Goal — Repeat the data word for word. Do not include the pictures.

· · · ·

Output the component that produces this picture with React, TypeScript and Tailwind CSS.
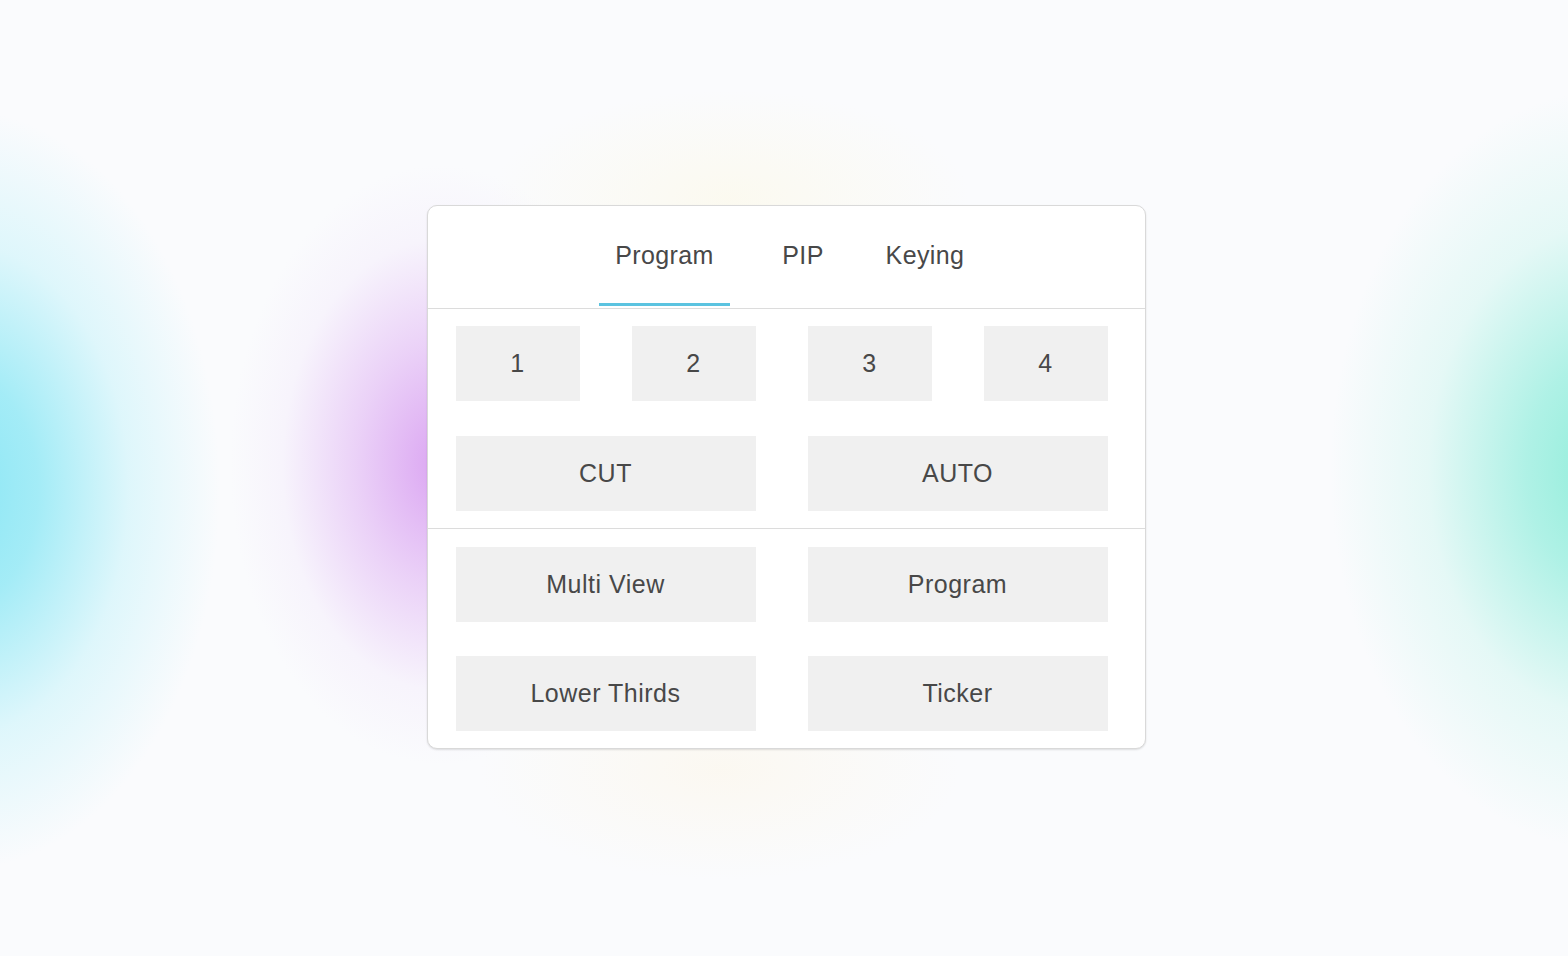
import React, { useState } from 'react';

const tabs = [
  { name: 'Program', cls: 'w-[131px]' },
  { name: 'PIP', cls: 'w-[70px] ml-[38px]' },
  { name: 'Keying', cls: 'w-[108px] ml-[33px]' },
];

const Btn: React.FC<{ label: string }> = ({ label }) => (
  <button className="h-[75px] bg-[#f0f0f0] text-[25px] tracking-[0.5px] text-[#484848] flex items-center justify-center">
    {label}
  </button>
);

const App: React.FC = () => {
  const [active, setActive] = useState('Program');

  return (
    <div
      className="w-full h-[956px] flex items-center justify-center pl-[4px] pb-[2px] bg-[#fafbfd] bg-[radial-gradient(ellipse_260px_380px_at_-40px_490px,#8ae6f5_0%,rgba(142,232,245,0.8)_30%,rgba(170,238,248,0.35)_65%,rgba(250,251,253,0)_100%),radial-gradient(ellipse_210px_300px_at_440px_465px,#dba5f2_0%,rgba(222,175,243,0.55)_40%,rgba(235,215,248,0.2)_75%,rgba(250,251,253,0)_100%),radial-gradient(ellipse_280px_380px_at_1610px_470px,#8eedd9_0%,rgba(150,238,222,0.75)_30%,rgba(180,242,230,0.3)_65%,rgba(250,251,253,0)_100%),radial-gradient(ellipse_240px_110px_at_730px_200px,rgba(252,249,234,0.7)_0%,rgba(250,251,253,0)_100%),radial-gradient(ellipse_240px_110px_at_720px_770px,rgba(252,247,236,0.7)_0%,rgba(250,251,253,0)_100%)]"
      style={{ fontFamily: '"Liberation Sans", Arial, sans-serif' }}
    >
      <div className="w-[719px] bg-white border border-[#d9d9d9] rounded-[10px] shadow-[0_1px_2px_rgba(0,0,0,0.12)] overflow-hidden">
        {/* tabs */}
        <div className="h-[103px] border-b border-[#dcdcdc] flex justify-center items-start pl-[6px]">
          {tabs.map((t) => (
            <button
              key={t.name}
              onClick={() => setActive(t.name)}
              className={`${t.cls} h-[100px] pt-[2px] flex items-center justify-center text-[25px] tracking-[0.4px] text-[#484848] border-b-[3px] ${
                active === t.name ? 'border-[#5bc3e0]' : 'border-transparent'
              }`}
            >
              {t.name}
            </button>
          ))}
        </div>

        <div className="pl-[28px] pr-[37px] pt-[17px] pb-[17px] border-b border-[#dcdcdc] flex flex-col gap-[35px]">
          <div className="grid grid-cols-4 gap-x-[52px]">
            {['1', '2', '3', '4'].map((n) => (
              <Btn key={n} label={n} />
            ))}
          </div>
          <div className="grid grid-cols-2 gap-x-[52px]">
            <Btn label="CUT" />
            <Btn label="AUTO" />
          </div>
        </div>

        <div className="pl-[28px] pr-[37px] pt-[18px] pb-[17px] flex flex-col gap-[34px]">
          <div className="grid grid-cols-2 gap-x-[52px]">
            <Btn label="Multi View" />
            <Btn label="Program" />
          </div>
          <div className="grid grid-cols-2 gap-x-[52px]">
            <Btn label="Lower Thirds" />
            <Btn label="Ticker" />
          </div>
        </div>
      </div>
    </div>
  );
};

export default App;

· · · ·

Reply —
Output the component that produces this picture with React, TypeScript and Tailwind CSS.
import React, { useState } from 'react';

const tabs = [
  { name: 'Program', cls: 'w-[131px]' },
  { name: 'PIP', cls: 'w-[70px] ml-[38px]' },
  { name: 'Keying', cls: 'w-[108px] ml-[33px]' },
];

const Btn: React.FC<{ label: string }> = ({ label }) => (
  <button className="h-[75px] bg-[#f0f0f0] text-[25px] tracking-[0.5px] text-[#484848] flex items-center justify-center">
    {label}
  </button>
);

const App: React.FC = () => {
  const [active, setActive] = useState('Program');

  return (
    <div
      className="w-full h-[956px] flex items-center justify-center pl-[4px] pb-[2px] bg-[#fafbfd] bg-[radial-gradient(ellipse_260px_380px_at_-40px_490px,#8ae6f5_0%,rgba(142,232,245,0.8)_30%,rgba(170,238,248,0.35)_65%,rgba(250,251,253,0)_100%),radial-gradient(ellipse_210px_300px_at_440px_465px,#dba5f2_0%,rgba(222,175,243,0.55)_40%,rgba(235,215,248,0.2)_75%,rgba(250,251,253,0)_100%),radial-gradient(ellipse_280px_380px_at_1610px_470px,#8eedd9_0%,rgba(150,238,222,0.75)_30%,rgba(180,242,230,0.3)_65%,rgba(250,251,253,0)_100%),radial-gradient(ellipse_240px_110px_at_730px_200px,rgba(252,249,234,0.7)_0%,rgba(250,251,253,0)_100%),radial-gradient(ellipse_240px_110px_at_720px_770px,rgba(252,247,236,0.7)_0%,rgba(250,251,253,0)_100%)]"
      style={{ fontFamily: '"Liberation Sans", Arial, sans-serif' }}
    >
      <div className="w-[719px] bg-white border border-[#d9d9d9] rounded-[10px] shadow-[0_1px_2px_rgba(0,0,0,0.12)] overflow-hidden">
        {/* tabs */}
        <div className="h-[103px] border-b border-[#dcdcdc] flex justify-center items-start pl-[6px]">
          {tabs.map((t) => (
            <button
              key={t.name}
              onClick={() => setActive(t.name)}
              className={`${t.cls} h-[100px] pt-[2px] flex items-center justify-center text-[25px] tracking-[0.4px] text-[#484848] border-b-[3px] ${
                active === t.name ? 'border-[#5bc3e0]' : 'border-transparent'
              }`}
            >
              {t.name}
            </button>
          ))}
        </div>

        <div className="pl-[28px] pr-[37px] pt-[17px] pb-[17px] border-b border-[#dcdcdc] flex flex-col gap-[35px]">
          <div className="grid grid-cols-4 gap-x-[52px]">
            {['1', '2', '3', '4'].map((n) => (
              <Btn key={n} label={n} />
            ))}
          </div>
          <div className="grid grid-cols-2 gap-x-[52px]">
            <Btn label="CUT" />
            <Btn label="AUTO" />
          </div>
        </div>

        <div className="pl-[28px] pr-[37px] pt-[18px] pb-[17px] flex flex-col gap-[34px]">
          <div className="grid grid-cols-2 gap-x-[52px]">
            <Btn label="Multi View" />
            <Btn label="Program" />
          </div>
          <div className="grid grid-cols-2 gap-x-[52px]">
            <Btn label="Lower Thirds" />
            <Btn label="Ticker" />
          </div>
        </div>
      </div>
    </div>
  );
};

export default App;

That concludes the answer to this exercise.